AIM –
Reproduce the listing exactly and skip over any pictures.

INFORMATION PROVIDED –
■ ■ ■ ■

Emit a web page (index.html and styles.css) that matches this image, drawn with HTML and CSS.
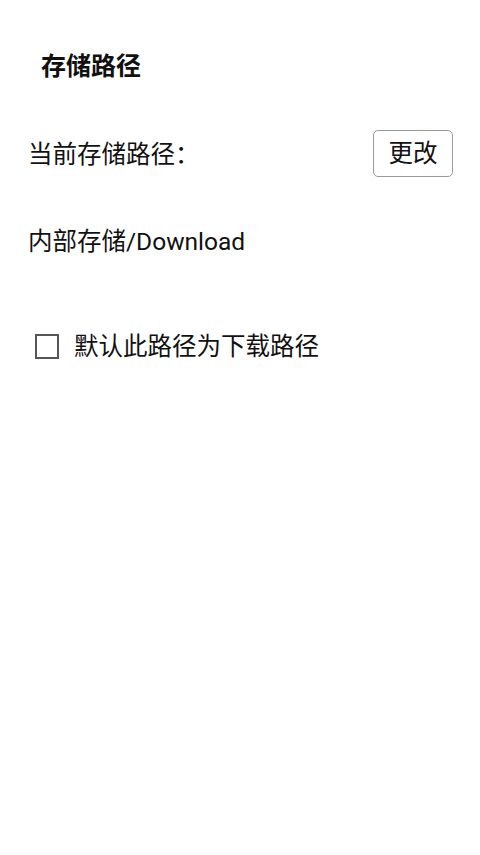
FILE: index.html
```html
<!DOCTYPE html>
<html lang="zh-CN">
<head>
<meta charset="utf-8">
<title>存储路径</title>
<link rel="stylesheet" href="styles.css">
</head>
<body>
<main class="page">
  <h1 class="title">存储路径</h1>
  <div class="current-row">
    <span class="label">当前存储路径：</span>
    <button class="change-btn" type="button">更改</button>
  </div>
  <p class="path">内部存储/Download</p>
  <label class="default-row">
    <input class="check" type="checkbox">
    <span class="check-box"></span>
    <span class="check-label">默认此路径为下载路径</span>
  </label>
</main>
</body>
</html>
```
FILE: styles.css
```css
html, body {
  margin: 0;
  padding: 0;
  background: #ffffff;
}

body {
  font-family: Roboto, "Noto Sans CJK SC", sans-serif;
  color: #111111;
  font-size: 24.5px;
  line-height: 32px;
}

.page {
  display: flex;
  flex-direction: column;
  padding: 51px 27px 0 28px;
}

.title {
  margin: 0;
  padding-left: 13px;
  font-size: 25px;
  font-weight: 700;
  line-height: 32px;
}

.current-row {
  margin-top: 47px;
  display: flex;
  align-items: center;
  justify-content: space-between;
}

.label {
  line-height: 32px;
  padding-top: 2px;
}

.change-btn {
  width: 80px;
  height: 47px;
  padding: 0;
  border: 1.5px solid #9a9a9a;
  border-radius: 5px;
  background: #ffffff;
  color: #111111;
  font-family: inherit;
  font-size: 24.5px;
  line-height: 32px;
}

.path {
  margin: 49px 0 0;
  line-height: 32px;
}

.default-row {
  margin-top: 71px;
  display: flex;
  align-items: center;
  gap: 15px;
  padding-left: 7px;
}

.check {
  display: none;
}

.check-box {
  width: 20px;
  height: 21px;
  border: 2px solid #555555;
  flex: none;
}

.check-label {
  line-height: 32px;
  padding-top: 2px;
}
```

■ ■ ■ ■

OUTPUT OF THE EXERCISE –
Emit a web page (index.html and styles.css) that matches this image, drawn with HTML and CSS.
FILE: index.html
```html
<!DOCTYPE html>
<html lang="zh-CN">
<head>
<meta charset="utf-8">
<title>存储路径</title>
<link rel="stylesheet" href="styles.css">
</head>
<body>
<main class="page">
  <h1 class="title">存储路径</h1>
  <div class="current-row">
    <span class="label">当前存储路径：</span>
    <button class="change-btn" type="button">更改</button>
  </div>
  <p class="path">内部存储/Download</p>
  <label class="default-row">
    <input class="check" type="checkbox">
    <span class="check-box"></span>
    <span class="check-label">默认此路径为下载路径</span>
  </label>
</main>
</body>
</html>
```
FILE: styles.css
```css
html, body {
  margin: 0;
  padding: 0;
  background: #ffffff;
}

body {
  font-family: Roboto, "Noto Sans CJK SC", sans-serif;
  color: #111111;
  font-size: 24.5px;
  line-height: 32px;
}

.page {
  display: flex;
  flex-direction: column;
  padding: 51px 27px 0 28px;
}

.title {
  margin: 0;
  padding-left: 13px;
  font-size: 25px;
  font-weight: 700;
  line-height: 32px;
}

.current-row {
  margin-top: 47px;
  display: flex;
  align-items: center;
  justify-content: space-between;
}

.label {
  line-height: 32px;
  padding-top: 2px;
}

.change-btn {
  width: 80px;
  height: 47px;
  padding: 0;
  border: 1.5px solid #9a9a9a;
  border-radius: 5px;
  background: #ffffff;
  color: #111111;
  font-family: inherit;
  font-size: 24.5px;
  line-height: 32px;
}

.path {
  margin: 49px 0 0;
  line-height: 32px;
}

.default-row {
  margin-top: 71px;
  display: flex;
  align-items: center;
  gap: 15px;
  padding-left: 7px;
}

.check {
  display: none;
}

.check-box {
  width: 20px;
  height: 21px;
  border: 2px solid #555555;
  flex: none;
}

.check-label {
  line-height: 32px;
  padding-top: 2px;
}
```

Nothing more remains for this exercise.